Ter uma engenheira química na família dá imenso jeito, e até já aprendi que a melhor forma de limpar pratas para quem as tem. Não é preciso adquirir nenhum produto em especial, basta mergulhar as pratas numa panela de alumínio com água ao lume. Passados dez minutos de fervura, e devido a um processo químico qualquer que não sei explicar, o lixo acumulado na prata começa a separar-se das peças e estas ficam como novas e muito brilhantes e bonitas.

Não sei quanto vai custar o livro que escrevi, e muito menos indagarei o facto de o terem adquirido, mas imagino que o valor de capa seja muito superior ao valor do conteúdo, e assim, com pequenas dicas onde as almas caridosas possam poupar o dinheiro investido, penso que o livro será um investimento a médio prazo, e só na dica de saberem limpar pratas sem terem adquirido um produto próprio e inimigo do ambiente, já é compensador.

No primeiro capítulo e se eu não morrer até lá, tenho uma receita fantástica de como transformar batatas fritas de pacote, daquelas já moles e de mau sabor, numa iguaria fantástica.

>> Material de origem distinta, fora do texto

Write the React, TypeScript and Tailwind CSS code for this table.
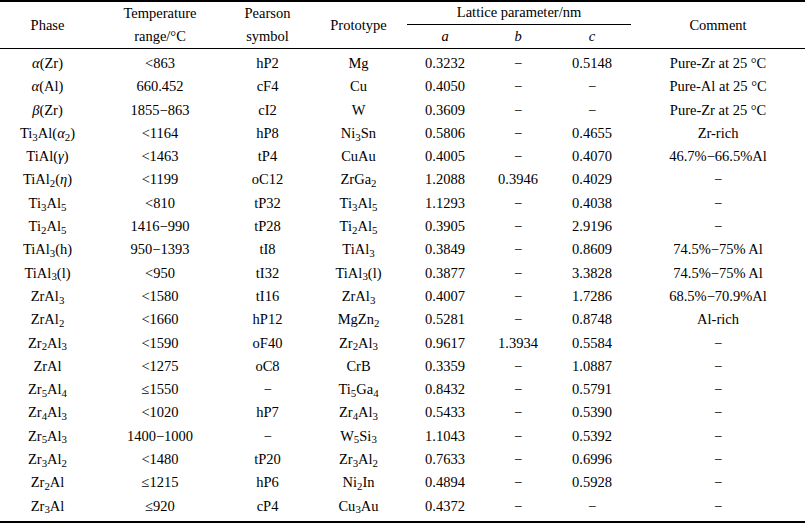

É sempre a poupar que até me dói a consciência, e essas batatas fritas vão ser devoradas na vernissage.

O ambiente no aniversário da Ana é muito agradável, mas os agradáveis sacanas bebem-me todo o vinho, mais de cinco garrafas de digestivos, e quase uma centena de cervejas.

Assim, e para o prejuízo ser menor, efectuo a pré-apresentação do livro nesse dia em minha casa, e por vergonha, espero eu, cada um deles irá adquirir a minha “obra-prima”, e assim despacho cerca de 40 livros autografados, o que já dá para pagar as bebidas.

De maneira que o meu livro vai-se chamar “Diário de um Morto”, retrata e mistura momentos da minha vida com a minha morte, sendo mais um testemunho que um testamento, e inicia-se assim: Provavelmente já houve mortes mais estúpidas que a minha, mas um tipo tem sempre a mania que a morte dele é melhor que a dos outros, e até com uma pontinha de vaidade, confesso que a minha morte foi o momento mais marcante da minha vida, logo a seguir ao meu nascimento.